--- BEGIN ---
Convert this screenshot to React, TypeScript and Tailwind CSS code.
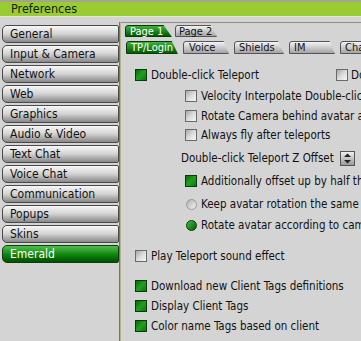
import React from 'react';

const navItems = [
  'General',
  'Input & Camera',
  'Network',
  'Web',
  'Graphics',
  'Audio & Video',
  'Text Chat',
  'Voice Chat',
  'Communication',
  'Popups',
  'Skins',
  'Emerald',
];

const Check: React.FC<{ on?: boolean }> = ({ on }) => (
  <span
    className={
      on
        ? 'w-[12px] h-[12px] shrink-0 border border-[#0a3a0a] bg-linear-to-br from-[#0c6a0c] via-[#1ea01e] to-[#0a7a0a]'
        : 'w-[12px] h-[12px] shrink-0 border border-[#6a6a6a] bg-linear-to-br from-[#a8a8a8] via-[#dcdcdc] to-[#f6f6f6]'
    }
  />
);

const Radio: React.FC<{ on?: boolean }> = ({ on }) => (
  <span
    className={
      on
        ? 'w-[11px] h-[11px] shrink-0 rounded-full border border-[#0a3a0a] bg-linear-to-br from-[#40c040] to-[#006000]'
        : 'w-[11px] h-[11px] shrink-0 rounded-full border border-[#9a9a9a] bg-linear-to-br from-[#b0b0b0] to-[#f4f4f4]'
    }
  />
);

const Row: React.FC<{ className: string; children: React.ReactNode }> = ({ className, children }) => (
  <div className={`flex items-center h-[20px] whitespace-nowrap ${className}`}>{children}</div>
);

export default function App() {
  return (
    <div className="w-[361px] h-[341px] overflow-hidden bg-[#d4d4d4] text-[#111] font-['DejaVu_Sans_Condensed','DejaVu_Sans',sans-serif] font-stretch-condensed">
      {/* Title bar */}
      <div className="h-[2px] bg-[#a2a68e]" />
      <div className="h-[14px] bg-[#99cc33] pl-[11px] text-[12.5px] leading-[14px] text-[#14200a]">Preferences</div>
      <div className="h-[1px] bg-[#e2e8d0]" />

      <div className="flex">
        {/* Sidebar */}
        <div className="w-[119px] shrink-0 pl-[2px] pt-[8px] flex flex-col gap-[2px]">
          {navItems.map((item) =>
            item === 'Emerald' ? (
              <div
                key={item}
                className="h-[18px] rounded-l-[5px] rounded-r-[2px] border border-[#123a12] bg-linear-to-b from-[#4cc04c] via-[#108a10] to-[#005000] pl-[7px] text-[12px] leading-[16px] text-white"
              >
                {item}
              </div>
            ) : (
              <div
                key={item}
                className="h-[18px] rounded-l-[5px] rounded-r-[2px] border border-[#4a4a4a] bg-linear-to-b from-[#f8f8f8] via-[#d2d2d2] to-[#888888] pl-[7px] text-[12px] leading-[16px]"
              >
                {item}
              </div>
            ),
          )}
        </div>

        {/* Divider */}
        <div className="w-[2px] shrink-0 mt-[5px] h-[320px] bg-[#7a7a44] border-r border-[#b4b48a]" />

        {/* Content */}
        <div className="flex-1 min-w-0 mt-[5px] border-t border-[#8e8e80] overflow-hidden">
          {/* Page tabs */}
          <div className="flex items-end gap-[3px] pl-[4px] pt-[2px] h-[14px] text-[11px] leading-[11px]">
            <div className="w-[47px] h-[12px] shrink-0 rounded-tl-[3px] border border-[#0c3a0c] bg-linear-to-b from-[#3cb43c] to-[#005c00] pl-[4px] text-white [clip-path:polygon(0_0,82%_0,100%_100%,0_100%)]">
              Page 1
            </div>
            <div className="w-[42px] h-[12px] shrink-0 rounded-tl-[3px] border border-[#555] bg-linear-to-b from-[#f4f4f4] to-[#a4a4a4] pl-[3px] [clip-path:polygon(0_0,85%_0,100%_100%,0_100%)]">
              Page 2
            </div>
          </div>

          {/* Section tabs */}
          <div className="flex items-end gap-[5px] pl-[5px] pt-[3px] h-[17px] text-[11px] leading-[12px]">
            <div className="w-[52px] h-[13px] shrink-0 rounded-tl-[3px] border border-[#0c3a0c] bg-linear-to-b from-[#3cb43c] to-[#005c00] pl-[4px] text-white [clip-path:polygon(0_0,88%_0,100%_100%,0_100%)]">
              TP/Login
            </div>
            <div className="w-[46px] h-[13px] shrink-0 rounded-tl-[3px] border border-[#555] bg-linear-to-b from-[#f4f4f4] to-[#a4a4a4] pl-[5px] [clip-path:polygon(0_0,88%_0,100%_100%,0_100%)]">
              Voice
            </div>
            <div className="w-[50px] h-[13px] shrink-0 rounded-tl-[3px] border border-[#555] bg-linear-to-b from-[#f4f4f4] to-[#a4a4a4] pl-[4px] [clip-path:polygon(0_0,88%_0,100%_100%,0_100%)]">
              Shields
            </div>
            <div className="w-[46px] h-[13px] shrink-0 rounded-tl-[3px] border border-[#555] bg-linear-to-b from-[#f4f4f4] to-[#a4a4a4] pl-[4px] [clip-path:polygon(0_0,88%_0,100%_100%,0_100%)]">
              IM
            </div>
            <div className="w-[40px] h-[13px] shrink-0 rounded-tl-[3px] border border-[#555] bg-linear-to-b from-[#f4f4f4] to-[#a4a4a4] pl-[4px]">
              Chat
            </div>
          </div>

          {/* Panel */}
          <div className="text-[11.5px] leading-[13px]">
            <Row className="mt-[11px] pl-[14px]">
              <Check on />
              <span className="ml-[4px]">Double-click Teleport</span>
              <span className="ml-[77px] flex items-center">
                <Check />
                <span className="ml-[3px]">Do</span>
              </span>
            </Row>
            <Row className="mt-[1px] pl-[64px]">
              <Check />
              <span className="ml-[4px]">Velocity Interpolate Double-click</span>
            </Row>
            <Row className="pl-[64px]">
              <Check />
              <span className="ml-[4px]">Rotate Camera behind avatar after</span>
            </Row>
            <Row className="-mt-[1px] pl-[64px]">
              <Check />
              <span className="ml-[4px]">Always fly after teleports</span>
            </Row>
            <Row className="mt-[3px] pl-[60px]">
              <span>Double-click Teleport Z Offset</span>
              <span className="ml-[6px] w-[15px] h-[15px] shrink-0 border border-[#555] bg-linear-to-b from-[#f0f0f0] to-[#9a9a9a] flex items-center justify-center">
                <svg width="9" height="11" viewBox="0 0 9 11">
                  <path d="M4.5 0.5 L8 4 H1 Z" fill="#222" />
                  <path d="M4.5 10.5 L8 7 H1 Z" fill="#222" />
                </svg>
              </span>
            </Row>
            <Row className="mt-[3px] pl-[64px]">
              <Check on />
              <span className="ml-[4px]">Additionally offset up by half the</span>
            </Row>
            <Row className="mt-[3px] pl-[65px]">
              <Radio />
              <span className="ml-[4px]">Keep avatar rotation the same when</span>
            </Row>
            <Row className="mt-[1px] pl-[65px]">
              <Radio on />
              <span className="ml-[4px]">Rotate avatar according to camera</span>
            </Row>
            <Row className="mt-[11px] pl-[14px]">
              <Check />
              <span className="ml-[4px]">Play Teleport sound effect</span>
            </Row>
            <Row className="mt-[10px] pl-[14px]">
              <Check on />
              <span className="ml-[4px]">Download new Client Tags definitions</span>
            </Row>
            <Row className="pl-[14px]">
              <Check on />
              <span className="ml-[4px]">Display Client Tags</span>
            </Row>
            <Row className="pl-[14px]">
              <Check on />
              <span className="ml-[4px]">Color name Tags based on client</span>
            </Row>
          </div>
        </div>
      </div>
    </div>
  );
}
--- END ---
--- BEGIN ---
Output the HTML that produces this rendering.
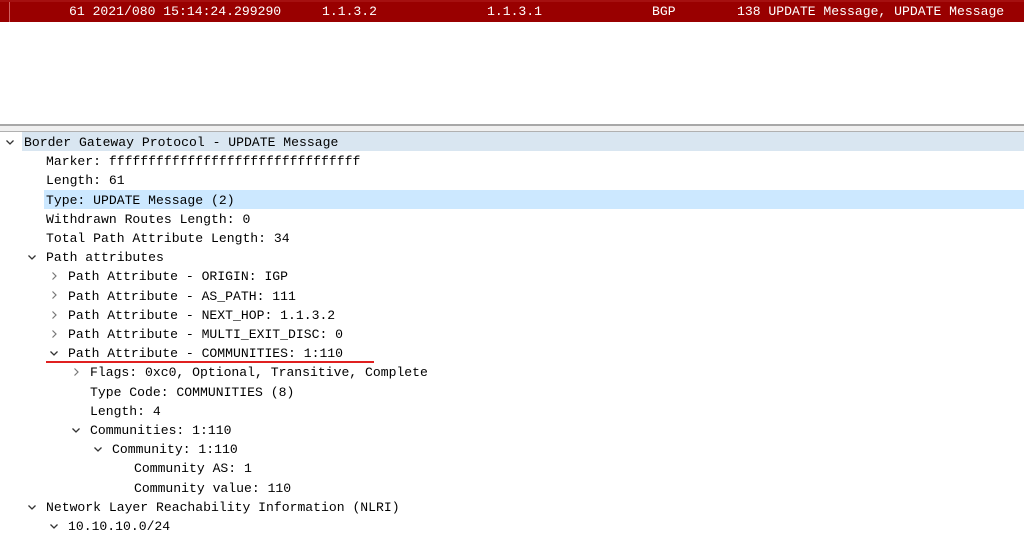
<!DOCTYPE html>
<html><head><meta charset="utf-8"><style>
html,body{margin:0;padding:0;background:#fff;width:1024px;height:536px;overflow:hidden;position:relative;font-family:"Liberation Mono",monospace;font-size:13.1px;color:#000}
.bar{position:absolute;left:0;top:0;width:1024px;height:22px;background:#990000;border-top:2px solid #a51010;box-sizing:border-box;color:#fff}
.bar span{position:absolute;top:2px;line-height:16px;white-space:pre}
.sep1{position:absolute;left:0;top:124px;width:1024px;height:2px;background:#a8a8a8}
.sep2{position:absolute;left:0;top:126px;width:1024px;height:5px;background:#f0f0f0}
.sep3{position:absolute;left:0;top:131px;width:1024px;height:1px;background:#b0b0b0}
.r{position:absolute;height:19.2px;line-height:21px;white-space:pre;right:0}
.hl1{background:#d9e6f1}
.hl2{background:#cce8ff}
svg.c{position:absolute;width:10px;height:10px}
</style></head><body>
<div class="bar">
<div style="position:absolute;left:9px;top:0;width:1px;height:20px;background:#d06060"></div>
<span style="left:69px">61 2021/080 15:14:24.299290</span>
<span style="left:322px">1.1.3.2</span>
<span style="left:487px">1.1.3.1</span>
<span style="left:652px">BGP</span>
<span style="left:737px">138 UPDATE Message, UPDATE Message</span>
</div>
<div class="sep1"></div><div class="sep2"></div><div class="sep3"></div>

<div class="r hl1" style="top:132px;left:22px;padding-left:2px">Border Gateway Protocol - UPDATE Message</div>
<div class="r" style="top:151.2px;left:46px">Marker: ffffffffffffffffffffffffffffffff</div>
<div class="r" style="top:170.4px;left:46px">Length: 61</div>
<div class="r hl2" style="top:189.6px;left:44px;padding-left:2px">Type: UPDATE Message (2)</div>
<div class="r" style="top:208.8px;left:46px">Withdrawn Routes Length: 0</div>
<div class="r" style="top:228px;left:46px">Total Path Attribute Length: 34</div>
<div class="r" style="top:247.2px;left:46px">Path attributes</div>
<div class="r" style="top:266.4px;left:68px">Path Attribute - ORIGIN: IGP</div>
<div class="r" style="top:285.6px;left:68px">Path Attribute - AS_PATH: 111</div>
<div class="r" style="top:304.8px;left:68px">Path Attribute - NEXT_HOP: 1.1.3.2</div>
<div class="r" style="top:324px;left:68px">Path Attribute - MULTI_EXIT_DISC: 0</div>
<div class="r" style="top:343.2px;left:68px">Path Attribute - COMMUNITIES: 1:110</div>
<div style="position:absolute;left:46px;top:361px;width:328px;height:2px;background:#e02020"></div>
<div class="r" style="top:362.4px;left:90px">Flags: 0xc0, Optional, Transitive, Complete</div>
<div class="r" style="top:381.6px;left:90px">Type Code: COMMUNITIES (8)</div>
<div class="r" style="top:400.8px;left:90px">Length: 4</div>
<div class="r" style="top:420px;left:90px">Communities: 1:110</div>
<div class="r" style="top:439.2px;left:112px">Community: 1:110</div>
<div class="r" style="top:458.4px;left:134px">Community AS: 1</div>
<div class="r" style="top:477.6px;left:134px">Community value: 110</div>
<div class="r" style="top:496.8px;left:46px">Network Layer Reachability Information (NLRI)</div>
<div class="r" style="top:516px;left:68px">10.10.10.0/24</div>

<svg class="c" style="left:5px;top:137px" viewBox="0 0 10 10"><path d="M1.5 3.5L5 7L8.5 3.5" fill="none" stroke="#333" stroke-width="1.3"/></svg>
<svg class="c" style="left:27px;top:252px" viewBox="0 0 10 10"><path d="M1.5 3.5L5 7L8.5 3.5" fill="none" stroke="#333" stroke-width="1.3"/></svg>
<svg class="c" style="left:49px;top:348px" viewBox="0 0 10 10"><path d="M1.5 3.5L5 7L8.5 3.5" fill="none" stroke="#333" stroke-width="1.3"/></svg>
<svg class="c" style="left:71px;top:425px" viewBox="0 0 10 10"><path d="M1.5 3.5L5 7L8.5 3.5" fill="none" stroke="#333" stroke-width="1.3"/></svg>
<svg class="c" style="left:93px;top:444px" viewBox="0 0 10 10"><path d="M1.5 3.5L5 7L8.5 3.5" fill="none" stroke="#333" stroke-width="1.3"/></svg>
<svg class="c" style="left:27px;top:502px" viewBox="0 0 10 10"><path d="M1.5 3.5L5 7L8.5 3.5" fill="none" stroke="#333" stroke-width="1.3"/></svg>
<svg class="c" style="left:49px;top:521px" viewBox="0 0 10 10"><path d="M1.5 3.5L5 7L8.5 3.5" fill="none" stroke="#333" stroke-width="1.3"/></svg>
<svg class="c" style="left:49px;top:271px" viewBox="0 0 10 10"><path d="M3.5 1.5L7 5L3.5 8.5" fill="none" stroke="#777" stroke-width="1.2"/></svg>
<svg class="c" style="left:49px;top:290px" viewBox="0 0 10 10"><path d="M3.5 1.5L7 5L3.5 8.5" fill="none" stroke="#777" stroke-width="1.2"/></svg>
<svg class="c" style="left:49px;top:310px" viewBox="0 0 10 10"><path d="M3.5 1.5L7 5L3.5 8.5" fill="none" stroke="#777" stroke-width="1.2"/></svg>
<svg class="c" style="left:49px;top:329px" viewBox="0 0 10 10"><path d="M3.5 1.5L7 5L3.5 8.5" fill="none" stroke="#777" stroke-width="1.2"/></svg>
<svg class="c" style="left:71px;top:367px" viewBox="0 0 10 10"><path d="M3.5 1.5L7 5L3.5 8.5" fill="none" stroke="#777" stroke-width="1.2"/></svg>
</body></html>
--- END ---
→ **Task description**
Show every line of the listing in which the string "React" can be found.

→ **Task response**
Convert this screenshot to React, TypeScript and Tailwind CSS code.
import React from 'react';
const Check: React.FC<{ on?: boolean }> = ({ on }) => (
const Radio: React.FC<{ on?: boolean }> = ({ on }) => (
const Row: React.FC<{ className: string; children: React.ReactNode }> = ({ className, children }) => (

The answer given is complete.